M.C.: Let's turn to your current activities now. For starters: what's new on the recording front?

P.W.: As we're talking, I have a new release coming out this week on the Jazzed Media label. It's "Children's Suite" I wrote way back in 1961, just after coming back from the Quincy Jones big band tour that went over to Europe the play the music for a musical called "Free and Easy". As I was unpacking my things, I came across a book of poems by A.A. Milne and, to make a long story short, I wrote out 15 songs in a month. I then wrote the author a letter telling him about it and wondered if I could record them with his words. But he refused by saying he didn't want to have anything to do with jazz people. So I just put it aside. Years later, I found out that the Disney Corporation now had the rights to these writings and after many detours I finally got permission (some 41 years later) to perform and record them. And I'm indebted to a great British actor by the name of Peter Dennis, who I had worked with on a couple of projects in London. It's called "Phil Woods – The Children's Suite" (Jazzed Media jm1040). I wrote arrangements for a little big band with a string quartet and two added voices, Bob Dorough and Vicki Dony, as well as Peter Dennis who recited some of the poems.
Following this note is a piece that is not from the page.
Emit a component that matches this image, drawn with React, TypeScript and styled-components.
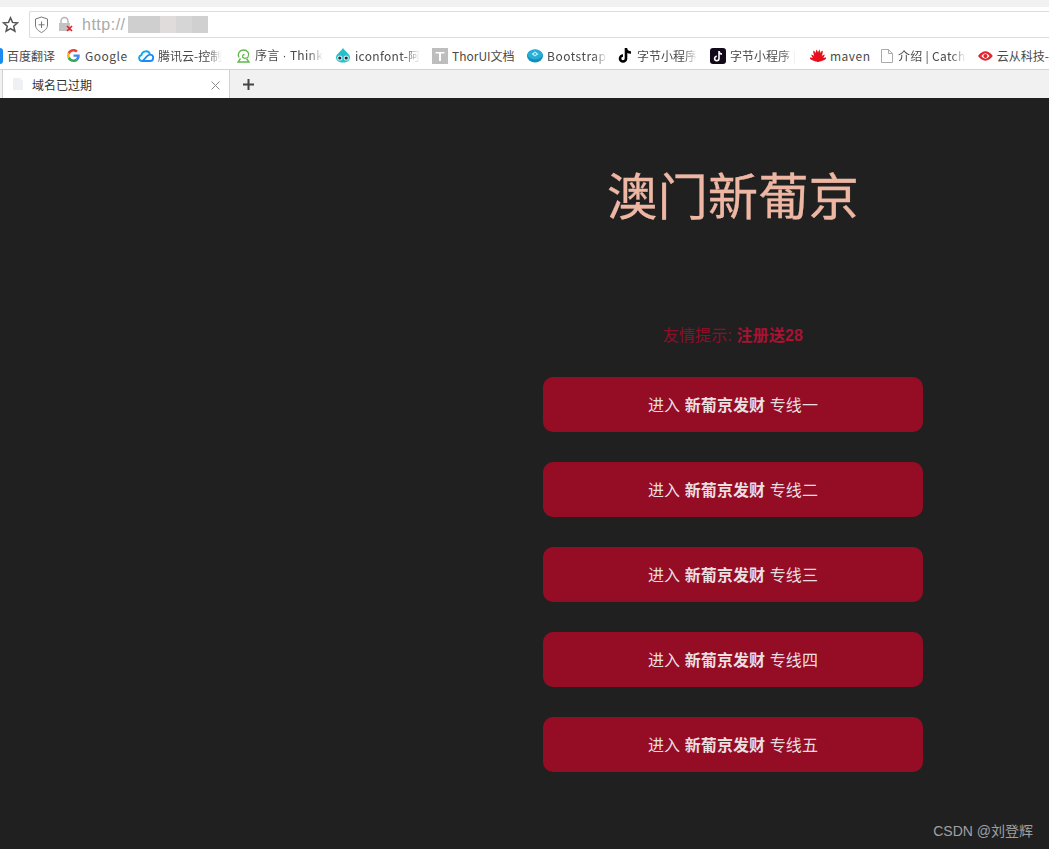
import styled, { createGlobalStyle } from 'styled-components';

const FONT = '"Liberation Sans", "Noto Sans CJK SC", sans-serif';

const GlobalStyle = createGlobalStyle`
  html, body {
    margin: 0;
    padding: 0;
    background: #202021;
  }
  body {
    font-family: ${FONT};
  }
`;

const Screen = styled.div`
  width: 1049px;
  height: 849px;
  overflow: hidden;
  display: flex;
  flex-direction: column;
  position: relative;
`;

/* browser chrome */
const TopStrip = styled.div`
  height: 7px;
  background: #f1f1f1;
`;

const Toolbar = styled.div`
  height: 31px;
  background: #fff;
  display: flex;
  align-items: flex-end;
  padding-left: 2px;
  box-sizing: border-box;
`;

const StarIcon = styled.svg`
  flex: none;
  margin: 0 10px 5px 0;
`;

const AddressBar = styled.div`
  flex: 1;
  height: 27px;
  border: 1px solid #dcdcdc;
  border-right: none;
  border-radius: 2px 0 0 2px;
  display: flex;
  align-items: center;
  padding-left: 4px;
  box-sizing: border-box;
`;

const LockIcon = styled.svg`
  margin-left: 8px;
`;

const UrlText = styled.span`
  font-size: 16px;
  color: #aaa;
  margin-left: 7px;
  letter-spacing: 0.5px;
`;

const Mask = styled.div`
  display: flex;
  height: 17px;
  margin-left: 2px;
`;

const MaskCell = styled.div<{ $w: number; $c: string }>`
  width: ${p => p.$w}px;
  background: ${p => p.$c};
`;

const Bookmarks = styled.div`
  height: 32px;
  background: #fff;
  border-bottom: 1px solid #d2d2d2;
  padding-top: 4px;
  box-sizing: border-box;
  display: flex;
  align-items: center;
  overflow: hidden;
`;

const Bookmark = styled.div<{ $w: number; $flush?: boolean }>`
  width: ${p => p.$w}px;
  flex: none;
  display: flex;
  align-items: center;
  gap: 4px;
  padding-left: ${p => (p.$flush ? 0 : 2)}px;
  box-sizing: border-box;
`;

const BookmarkLabel = styled.span<{ $fade?: boolean; $sp?: number }>`
  font-family: "Noto Sans CJK SC", "Liberation Sans", sans-serif;
  font-size: 12px;
  line-height: 16px;
  color: #4a4a4a;
  white-space: nowrap;
  letter-spacing: ${p => p.$sp ?? 0}px;
  ${p => p.$fade && `
    mask-image: linear-gradient(to right, #000 78%, transparent);
  `}
`;

const NarrowDot = styled.span`
  font-family: "Liberation Sans", sans-serif;
`;

const BlueEdge = styled.div`
  width: 3px;
  height: 16px;
  background: #1a8cf0;
  border-radius: 0 3px 3px 0;
  flex: none;
`;

const TabStrip = styled.div`
  height: 28px;
  background: #f1f1f1;
  display: flex;
  align-items: flex-end;
  padding-left: 2px;
  box-sizing: border-box;
`;

const Tab = styled.div`
  width: 228px;
  height: 28px;
  background: #fff;
  border: 1px solid #d2d2d2;
  border-top: none;
  border-bottom: none;
  display: flex;
  align-items: center;
  padding-left: 10px;
  gap: 9px;
  box-sizing: border-box;
`;

const TabTitle = styled.span`
  flex: 1;
  font-family: "Noto Sans CJK SC", sans-serif;
  font-size: 12px;
  color: #333;
`;

const TabClose = styled.svg`
  margin-right: 9px;
  margin-top: 2px;
`;

const NewTab = styled.svg`
  margin: 0 0 8px 13px;
`;

/* page */
const Page = styled.main`
  flex: 1;
  background: #202021;
  display: flex;
  justify-content: flex-end;
  padding-right: 126px;
`;

const Column = styled.div`
  width: 380px;
  display: flex;
  flex-direction: column;
  align-items: center;
`;

const Title = styled.h1`
  margin: 69px 0 0;
  font-size: 50.4px;
  line-height: 62px;
  font-weight: 400;
  color: #edb7a3;
  -webkit-text-stroke: 0.3px #edb7a3;
`;

const Tip = styled.p`
  margin: 96px 0 0;
  font-size: 16px;
  line-height: 22px;
  letter-spacing: 0.15px;
  color: #8e0f28;
  b {
    color: #a91232;
  }
`;

const Lines = styled.div`
  margin-top: 30px;
  width: 100%;
  display: flex;
  flex-direction: column;
  gap: 30px;
`;

const LineButton = styled.a`
  height: 55px;
  padding-bottom: 2px;
  box-sizing: border-box;
  border-radius: 10px;
  background: #950c25;
  color: #e9dfe0;
  font-size: 16px;
  letter-spacing: 0.1px;
  display: flex;
  align-items: center;
  justify-content: center;
  white-space: pre;
`;

const Watermark = styled.div`
  position: absolute;
  right: 16px;
  bottom: 9px;
  font-size: 14px;
  color: #a0a0a0;
`;

const lines = ['一', '二', '三', '四', '五'];
const petals = [-70, -46, -24, -8, 8, 24, 46, 70];

const App = () => {
  return (
    <Screen>
      <GlobalStyle />
      <TopStrip />
      <Toolbar>
        <StarIcon width="17" height="17" viewBox="0 0 17 17" fill="none" stroke="#555" strokeWidth="1.5">
          <path d="M8.5 1.800l2 4.600 5 .5-3.800 3.300 1.200 4.900-4.400-2.600-4.400 2.600 1.200-4.900L1.500 6.900l5-.5z" />
        </StarIcon>
        <AddressBar>
          <svg width="15" height="18" viewBox="0 0 15 18" fill="none" stroke="#777" strokeWidth="1">
            <path d="M7.500 1l6 2v6c0 3.500-3 6-6 7.500-3-1.500-6-4-6-7.500V3z" />
            <path d="M7.500 5.500v6.500M4.500 8.800h6" />
          </svg>
          <LockIcon width="18" height="17" viewBox="0 0 18 17">
            <path d="M4 7V5a3.500 3.500 0 0 1 7 0v2" fill="none" stroke="#b5b5b5" strokeWidth="1.500" />
            <rect x="2" y="7" width="11" height="8" fill="#c2c2c2" />
            <path d="M10 10l5 5M15 10l-5 5" stroke="#e0202a" strokeWidth="1.600" />
          </LockIcon>
          <UrlText>http://</UrlText>
          <Mask>
            <MaskCell $w={32} $c="#cfcfcf" />
            <MaskCell $w={16} $c="#e0dcdc" />
            <MaskCell $w={16} $c="#d6d6d6" />
            <MaskCell $w={16} $c="#d0d0d0" />
          </Mask>
        </AddressBar>
      </Toolbar>
      <Bookmarks>
        <Bookmark $w={65} $flush>
          <BlueEdge />
          <BookmarkLabel>百度翻译</BookmarkLabel>
        </Bookmark>
        <Bookmark $w={71}>
          <svg width="13" height="13" viewBox="0 0 48 48">
            <path fill="#EA4335" d="M24 9.500c3.500 0 6.700 1.200 9.200 3.600l6.900-6.900C35.900 2.400 30.500 0 24 0 14.600 0 6.500 5.400 2.600 13.200l8 6.200C12.500 13.600 17.800 9.500 24 9.500z" />
            <path fill="#4285F4" d="M47 24.500c0-1.600-.1-3.100-.4-4.500H24v9h13c-.6 3-2.200 5.500-4.800 7.200l7.700 6C44.400 38 47 31.800 47 24.500z" />
            <path fill="#FBBC05" d="M10.600 28.600c-.5-1.500-.8-3-.8-4.600s.3-3.100.8-4.600l-8-6.200C.9 16.500 0 20.100 0 24s.9 7.500 2.600 10.800z" />
            <path fill="#34A853" d="M24 48c6.500 0 11.900-2.100 15.900-5.800l-7.700-6c-2.100 1.400-4.900 2.300-8.200 2.300-6.200 0-11.500-4.100-13.400-9.900l-8 6.200C6.500 42.600 14.600 48 24 48z" />
          </svg>
          <BookmarkLabel $sp={0.5} style={{ marginLeft: 1 }}>Google</BookmarkLabel>
        </Bookmark>
        <Bookmark $w={98}>
          <svg width="16" height="13" viewBox="0 0 16 13" fill="none" strokeWidth="1.800">
            <path d="M4 12a3 3 0 0 1-.6-5.900A4.500 4.500 0 0 1 12 5" stroke="#12a5f0" />
            <path d="M4 12h8a3.200 3.200 0 0 0 0-6.400c-2 0-3 1.500-4 2.700L4.500 12" stroke="#1a8cf5" />
          </svg>
          <BookmarkLabel $fade>腾讯云-控制</BookmarkLabel>
        </Bookmark>
        <Bookmark $w={99}>
          <svg width="15" height="14" viewBox="0 0 15 14" fill="none" stroke="#5fb84a" strokeWidth="1.300">
            <path d="M3 8.500C1 5 3.500 1 7.500 1s6.500 3.500 4.500 7c-1 1.500-4 1.500-5 .5s-.5-3 1.500-3" />
            <path d="M4.500 9.500L2 13h11l-2.500-3.500" />
          </svg>
          <BookmarkLabel $fade $sp={0.3}>序言 <NarrowDot>·</NarrowDot> Think</BookmarkLabel>
        </Bookmark>
        <Bookmark $w={97}>
          <svg width="16" height="16" viewBox="0 0 16 16">
            <path d="M8 0c1 2 3 3 4 4.500 1.500 1.500 3 3 3 5 0 3-3 5-7 5s-7-2-7-5c0-2 1.500-3.500 3-5C5 3 7 2 8 0z" fill="#22c1cc" />
            <circle cx="4.800" cy="10" r="2.600" fill="#dfeef0" />
            <circle cx="11.200" cy="10" r="2.600" fill="#dfeef0" />
            <circle cx="4.800" cy="10" r="1.600" fill="#1d3340" />
            <circle cx="11.200" cy="10" r="1.600" fill="#1d3340" />
          </svg>
          <BookmarkLabel $fade $sp={0.3}>iconfont-阿</BookmarkLabel>
        </Bookmark>
        <Bookmark $w={95}>
          <svg width="16" height="16" viewBox="0 0 16 16">
            <rect width="16" height="16" fill="#bdbdbd" />
            <path d="M3.500 4h9v1.500L9 5.500V13H7V5.500l-3.500 0z" fill="#fff" />
          </svg>
          <BookmarkLabel>ThorUI文档</BookmarkLabel>
        </Bookmark>
        <Bookmark $w={90}>
          <svg width="16" height="14" viewBox="0 0 16 14">
            <ellipse cx="8" cy="7" rx="8" ry="6.500" fill="#0f8fbd" />
            <ellipse cx="8" cy="5.500" rx="7.500" ry="5" fill="#27aed8" />
            <path d="M8 2.500l3.500 2.500L8 7.500 4.500 5z" fill="#bfe9f5" />
            <circle cx="8" cy="5" r="1" fill="#27aed8" />
          </svg>
          <BookmarkLabel $fade $sp={0.5}>Bootstrap</BookmarkLabel>
        </Bookmark>
        <Bookmark $w={93}>
          <svg width="16" height="17" viewBox="0 0 16 17" fill="none" stroke="#000" strokeWidth="2.600">
            <path d="M9 1v10.500a3 3 0 1 1-3-3M9 2c.5 2.500 2.500 3.500 5 3.500" />
          </svg>
          <BookmarkLabel $fade>字节小程序</BookmarkLabel>
        </Bookmark>
        <Bookmark $w={100}>
          <svg width="16" height="16" viewBox="0 0 16 16" fill="none">
            <rect width="16" height="16" rx="3" fill="#12091a" />
            <path d="M9 3v7.500a2.200 2.200 0 1 1-2.200-2.200M9 3.500c.3 1.700 1.500 2.500 3 2.500" stroke="#fff" strokeWidth="1.600" />
          </svg>
          <BookmarkLabel $fade>字节小程序 |</BookmarkLabel>
        </Bookmark>
        <Bookmark $w={71}>
          <svg width="16" height="13" viewBox="0 0 16 13" fill="#e60f1e">
            {petals.map(a => (
              <path key={a} d="M8 11.500C6.200 8 6.200 3.500 8 .5c1.800 3 1.800 7.500 0 11z" transform={`rotate(${a} 8 12) ${Math.abs(a) > 40 ? 'translate(0 2)' : ''}`} />
            ))}
          </svg>
          <BookmarkLabel $sp={0.5}>maven</BookmarkLabel>
        </Bookmark>
        <Bookmark $w={97}>
          <svg width="12" height="14" viewBox="0 0 12 14" fill="none" stroke="#aaa">
            <path d="M.5.500h7l4 4v9H.5zM7.500.500v4h4" />
          </svg>
          <BookmarkLabel $fade $sp={0.3} style={{ marginLeft: 1 }}>介绍 | Catch</BookmarkLabel>
        </Bookmark>
        <Bookmark $w={73}>
          <svg width="16" height="14" viewBox="0 0 16 14">
            <path d="M0 7Q8-3 16 7 8 17 0 7z" fill="#e0252d" />
            <path d="M3.500 7Q8 1 12.500 7 8 13 3.500 7z" fill="#fff" />
            <circle cx="8" cy="7" r="2.200" fill="#e0252d" />
          </svg>
          <BookmarkLabel>云从科技-</BookmarkLabel>
        </Bookmark>
      </Bookmarks>
      <TabStrip>
        <Tab>
          <svg width="10" height="12" viewBox="0 0 10 12">
            <path d="M0 0h7l3 3v9H0z" fill="#eef0f4" />
          </svg>
          <TabTitle>域名已过期</TabTitle>
          <TabClose width="9" height="9" viewBox="0 0 9 9" stroke="#888" strokeWidth="1">
            <path d="M.5.500l8 8M8.500.500l-8 8" />
          </TabClose>
        </Tab>
        <NewTab width="11" height="11" viewBox="0 0 11 11" stroke="#444" strokeWidth="2">
          <path d="M5.500 0v11M0 5.500h11" />
        </NewTab>
      </TabStrip>
      <Page>
        <Column>
          <Title>澳门新葡京</Title>
          <Tip>友情提示: <b>注册送28</b></Tip>
          <Lines>
            {lines.map(n => (
              <LineButton key={n}>进入 <b>新葡京发财</b> 专线{n}</LineButton>
            ))}
          </Lines>
        </Column>
      </Page>
      <Watermark>CSDN @刘登辉</Watermark>
    </Screen>
  );
};

export default App;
Beyond that, there is also a double songbook of 25 of my songs I did lyrics to, and I'll be in the studio tomorrow to overdub some solos on, that's for a recording on the Italian label Philology, the lyrics are sung by a great Italian singer by the name of Michelle Lombardi. I have just finished a commission from the New Jersey Saxophone Quartet. Of late, I've been doing some residencies at DePaul University, and I just came back from one last week where I worked with the kids there and performed as soloist with its big band, who was playing my music, arranged both by Jim McNeely and myself. I'm going back there in late May at which time I will recieve an honorary Doctorate with a concert of my music to be given on that occasion. So I'm pretty busy. In the months to come, I'll be appearing in Barcelona, then to the festival in Marciac. I'm not a stationary target, you know. And because my wife doesn't want me to play at home, I have to travel!